> **Stated problem**
All lines below must be repeated exactly, with the pictures omitted.
<<<<
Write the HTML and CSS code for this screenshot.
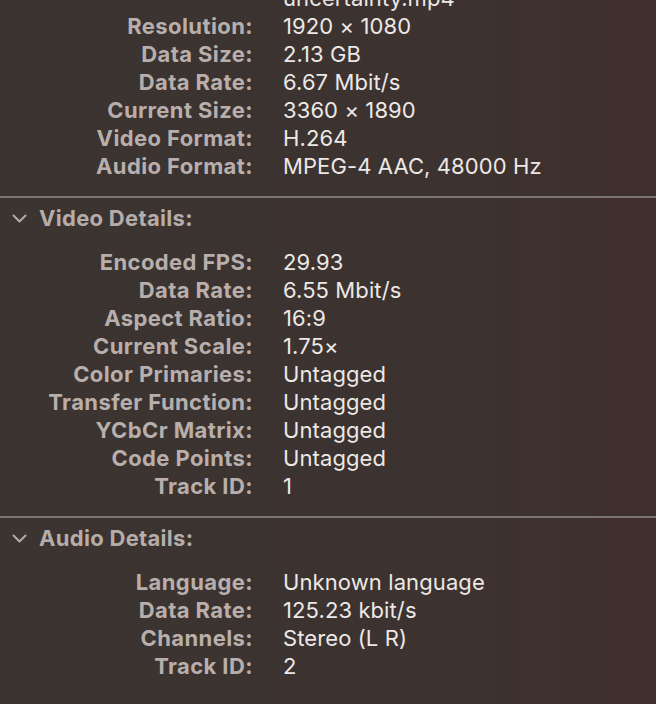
FILE: index.html
```html
<!DOCTYPE html>
<html>
<head>
<meta charset="utf-8">
<link rel="stylesheet" href="styles.css">
</head>
<body>
<div class="panel">
  <section class="section first">
    <dl class="rows">
      <dt></dt><dd>uncertainty.mp4</dd>
      <dt>Resolution:</dt><dd>1920 × 1080</dd>
      <dt>Data Size:</dt><dd>2.13 GB</dd>
      <dt>Data Rate:</dt><dd>6.67 Mbit/s</dd>
      <dt>Current Size:</dt><dd>3360 × 1890</dd>
      <dt>Video Format:</dt><dd>H.264</dd>
      <dt>Audio Format:</dt><dd>MPEG-4 AAC, 48000 Hz</dd>
    </dl>
  </section>
  <section class="section">
    <div class="header">
      <svg class="chev" width="15" height="9" viewBox="0 0 15 9"><path d="M1.5 1.5 L7.5 7.5 L13.5 1.5" fill="none" stroke="#b3aba8" stroke-width="2" stroke-linecap="round" stroke-linejoin="round"/></svg>
      <span>Video Details:</span>
    </div>
    <dl class="rows">
      <dt>Encoded FPS:</dt><dd>29.93</dd>
      <dt>Data Rate:</dt><dd>6.55 Mbit/s</dd>
      <dt>Aspect Ratio:</dt><dd>16:9</dd>
      <dt>Current Scale:</dt><dd>1.75×</dd>
      <dt>Color Primaries:</dt><dd>Untagged</dd>
      <dt>Transfer Function:</dt><dd>Untagged</dd>
      <dt>YCbCr Matrix:</dt><dd>Untagged</dd>
      <dt>Code Points:</dt><dd>Untagged</dd>
      <dt>Track ID:</dt><dd>1</dd>
    </dl>
  </section>
  <section class="section">
    <div class="header">
      <svg class="chev" width="15" height="9" viewBox="0 0 15 9"><path d="M1.5 1.5 L7.5 7.5 L13.5 1.5" fill="none" stroke="#b3aba8" stroke-width="2" stroke-linecap="round" stroke-linejoin="round"/></svg>
      <span>Audio Details:</span>
    </div>
    <dl class="rows">
      <dt>Language:</dt><dd>Unknown language</dd>
      <dt>Data Rate:</dt><dd>125.23 kbit/s</dd>
      <dt>Channels:</dt><dd>Stereo (L R)</dd>
      <dt>Track ID:</dt><dd>2</dd>
    </dl>
  </section>
</div>
</body>
</html>
```
FILE: styles.css
```css
html, body {
  margin: 0;
  padding: 0;
  height: 100%;
}
body {
  background: linear-gradient(to right, #3b3431 0%, #3c3330 60%, #3f2f2c 100%);
  font-family: Inter, "Noto Sans", "Liberation Sans", sans-serif;
  font-size: 22px;
  overflow: hidden;
}
.panel {
  display: flex;
  flex-direction: column;
}
.section {
  padding-bottom: 16px;
}
.section + .section {
  border-top: 2px solid #7a7674;
}
.section.first {
  margin-top: -16px;
}
.rows {
  display: grid;
  grid-template-columns: 253px 1fr;
  column-gap: 30px;
  margin: 0;
}
.rows dt, .rows dd {
  margin: 0;
  height: 28px;
  line-height: 28px;
  white-space: nowrap;
}
.rows dt {
  text-align: right;
  font-weight: 700;
  color: #b8afac;
  letter-spacing: 0.4px;
}
.rows dd {
  color: #ece8e6;
  font-weight: 400;
  letter-spacing: 0.1px;
}
.header {
  display: flex;
  align-items: center;
  height: 40px;
  padding-left: 12px;
  gap: 12px;
  margin-bottom: 10px;
  color: #b5adaa;
  font-weight: 700;
  letter-spacing: 0.3px;
}
.chev {
  display: block;
  margin-top: 1px;
}
```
>>>>
> **Expected answer**
Write the HTML and CSS code for this screenshot.
FILE: index.html
```html
<!DOCTYPE html>
<html>
<head>
<meta charset="utf-8">
<link rel="stylesheet" href="styles.css">
</head>
<body>
<div class="panel">
  <section class="section first">
    <dl class="rows">
      <dt></dt><dd>uncertainty.mp4</dd>
      <dt>Resolution:</dt><dd>1920 × 1080</dd>
      <dt>Data Size:</dt><dd>2.13 GB</dd>
      <dt>Data Rate:</dt><dd>6.67 Mbit/s</dd>
      <dt>Current Size:</dt><dd>3360 × 1890</dd>
      <dt>Video Format:</dt><dd>H.264</dd>
      <dt>Audio Format:</dt><dd>MPEG-4 AAC, 48000 Hz</dd>
    </dl>
  </section>
  <section class="section">
    <div class="header">
      <svg class="chev" width="15" height="9" viewBox="0 0 15 9"><path d="M1.5 1.5 L7.5 7.5 L13.5 1.5" fill="none" stroke="#b3aba8" stroke-width="2" stroke-linecap="round" stroke-linejoin="round"/></svg>
      <span>Video Details:</span>
    </div>
    <dl class="rows">
      <dt>Encoded FPS:</dt><dd>29.93</dd>
      <dt>Data Rate:</dt><dd>6.55 Mbit/s</dd>
      <dt>Aspect Ratio:</dt><dd>16:9</dd>
      <dt>Current Scale:</dt><dd>1.75×</dd>
      <dt>Color Primaries:</dt><dd>Untagged</dd>
      <dt>Transfer Function:</dt><dd>Untagged</dd>
      <dt>YCbCr Matrix:</dt><dd>Untagged</dd>
      <dt>Code Points:</dt><dd>Untagged</dd>
      <dt>Track ID:</dt><dd>1</dd>
    </dl>
  </section>
  <section class="section">
    <div class="header">
      <svg class="chev" width="15" height="9" viewBox="0 0 15 9"><path d="M1.5 1.5 L7.5 7.5 L13.5 1.5" fill="none" stroke="#b3aba8" stroke-width="2" stroke-linecap="round" stroke-linejoin="round"/></svg>
      <span>Audio Details:</span>
    </div>
    <dl class="rows">
      <dt>Language:</dt><dd>Unknown language</dd>
      <dt>Data Rate:</dt><dd>125.23 kbit/s</dd>
      <dt>Channels:</dt><dd>Stereo (L R)</dd>
      <dt>Track ID:</dt><dd>2</dd>
    </dl>
  </section>
</div>
</body>
</html>
```
FILE: styles.css
```css
html, body {
  margin: 0;
  padding: 0;
  height: 100%;
}
body {
  background: linear-gradient(to right, #3b3431 0%, #3c3330 60%, #3f2f2c 100%);
  font-family: Inter, "Noto Sans", "Liberation Sans", sans-serif;
  font-size: 22px;
  overflow: hidden;
}
.panel {
  display: flex;
  flex-direction: column;
}
.section {
  padding-bottom: 16px;
}
.section + .section {
  border-top: 2px solid #7a7674;
}
.section.first {
  margin-top: -16px;
}
.rows {
  display: grid;
  grid-template-columns: 253px 1fr;
  column-gap: 30px;
  margin: 0;
}
.rows dt, .rows dd {
  margin: 0;
  height: 28px;
  line-height: 28px;
  white-space: nowrap;
}
.rows dt {
  text-align: right;
  font-weight: 700;
  color: #b8afac;
  letter-spacing: 0.4px;
}
.rows dd {
  color: #ece8e6;
  font-weight: 400;
  letter-spacing: 0.1px;
}
.header {
  display: flex;
  align-items: center;
  height: 40px;
  padding-left: 12px;
  gap: 12px;
  margin-bottom: 10px;
  color: #b5adaa;
  font-weight: 700;
  letter-spacing: 0.3px;
}
.chev {
  display: block;
  margin-top: 1px;
}
```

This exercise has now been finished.